Given problem: Check each line of the listing for the string "styles", then state how many lines have it. Only the number is wanted.

+ + + + + + +

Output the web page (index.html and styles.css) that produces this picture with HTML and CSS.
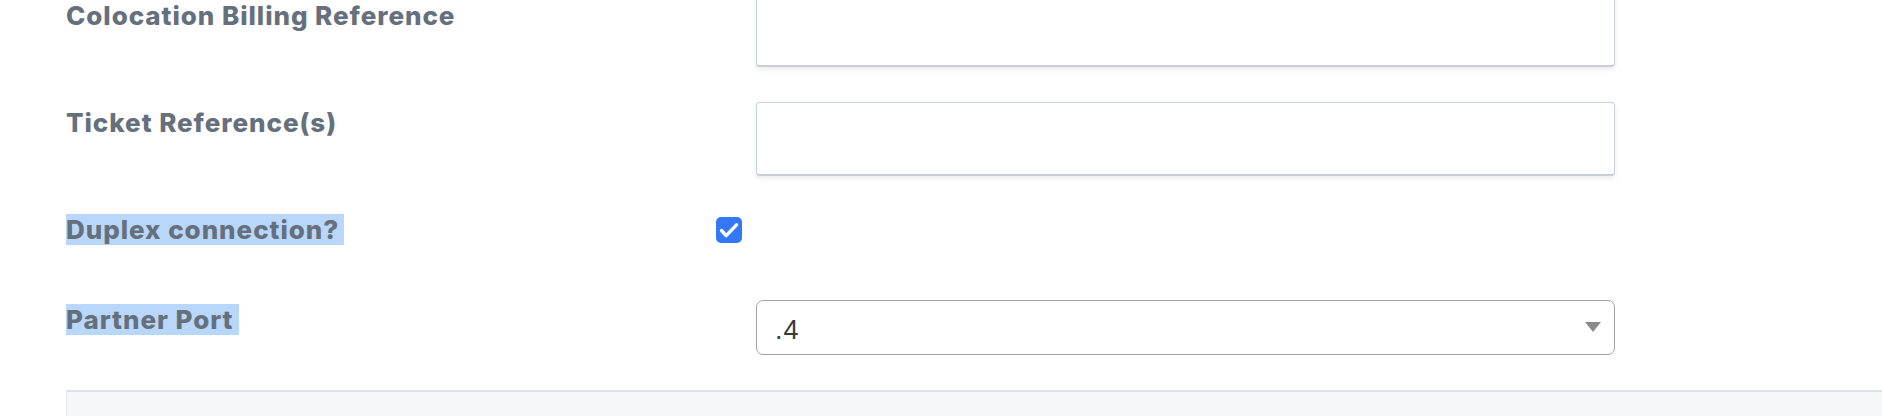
FILE: index.html
```html
<!DOCTYPE html>
<html lang="en">
<head>
<meta charset="utf-8">
<title>Form</title>
<link rel="stylesheet" href="styles.css">
</head>
<body>
<div class="form">
  <div class="row row-first">
    <div class="label label-pad">Colocation Billing Reference</div>
    <div class="control"><div class="input"></div></div>
  </div>
  <div class="row row-second">
    <div class="label">Ticket Reference(s)</div>
    <div class="control"><div class="input"></div></div>
  </div>
  <div class="row row-check">
    <div class="label"><span class="sel">Duplex connection? </span></div>
    <div class="control">
      <span class="checkbox">
        <svg width="26" height="26" viewBox="0 0 26 26"><path d="M5.5 13.5 L10.2 18.6 L20.5 7.8" fill="none" stroke="#fff" stroke-width="3.4" stroke-linecap="round" stroke-linejoin="round"/></svg>
      </span>
    </div>
  </div>
  <div class="row row-select">
    <div class="label"><span class="sel">Partner Port </span></div>
    <div class="control">
      <div class="select"><span class="select-value">.4</span><span class="arrow"></span></div>
    </div>
  </div>
  <div class="panel"></div>
</div>
</body>
</html>
```

FILE: styles.css
```css
html, body {
  margin: 0;
  padding: 0;
  background: #ffffff;
  overflow: hidden;
}
body {
  width: 1882px;
  height: 416px;
}
.form {
  padding-left: 66px;
  margin-top: -7px;
}
.row {
  display: flex;
  align-items: flex-start;
}
.label {
  width: 690px;
  flex: none;
  font-family: Inter, "Noto Sans", sans-serif;
  font-weight: 800;
  font-size: 26px;
  line-height: 42px;
  color: #66707c;
  letter-spacing: 0.95px;
}
.label-pad {
  padding-top: 2px;
}
.control {
  width: 859px;
  flex: none;
}
.row-second {
  margin-top: 35px;
}
.row-check {
  margin-top: 33px;
  align-items: center;
}
.row-select {
  margin-top: 48px;
}
.input {
  box-sizing: border-box;
  height: 74px;
  background: #fff;
  border: 1px solid #cdd3da;
  border-bottom: 2px solid #c8ced6;
  border-radius: 4px;
  box-shadow: 0 2px 5px rgba(40, 50, 70, 0.1);
}
.sel {
  background: #b9d6fb;
  padding-right: 5px;
}
.checkbox {
  display: block;
  width: 26px;
  height: 26px;
  margin-left: -40px;
  border-radius: 5px;
  background: #3478f6;
}
.checkbox svg {
  display: block;
}
.select {
  box-sizing: border-box;
  margin-top: 1px;
  height: 55px;
  border: 1.5px solid #a3a3a3;
  border-radius: 7px;
  background: #fff;
  display: flex;
  align-items: center;
  justify-content: space-between;
  padding: 0 13px 0 18px;
}
.select-value {
  font-family: "Liberation Sans", Arial, sans-serif;
  font-size: 27px;
  color: #3a3a3a;
  padding-top: 6px;
  letter-spacing: 1px;
}
.arrow {
  width: 0;
  height: 0;
  border-left: 8px solid transparent;
  border-right: 8px solid transparent;
  border-top: 10px solid #8a8a8a;
  margin-top: -2px;
}
.panel {
  margin-top: 35px;
  height: 60px;
  margin-right: -40px;
  background: #f6f7f9;
  border-top: 2px solid #dde1e6;
  border-left: 1px solid #e2e5e9;
}
```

+ + + + + + +

Solution for this problem: 3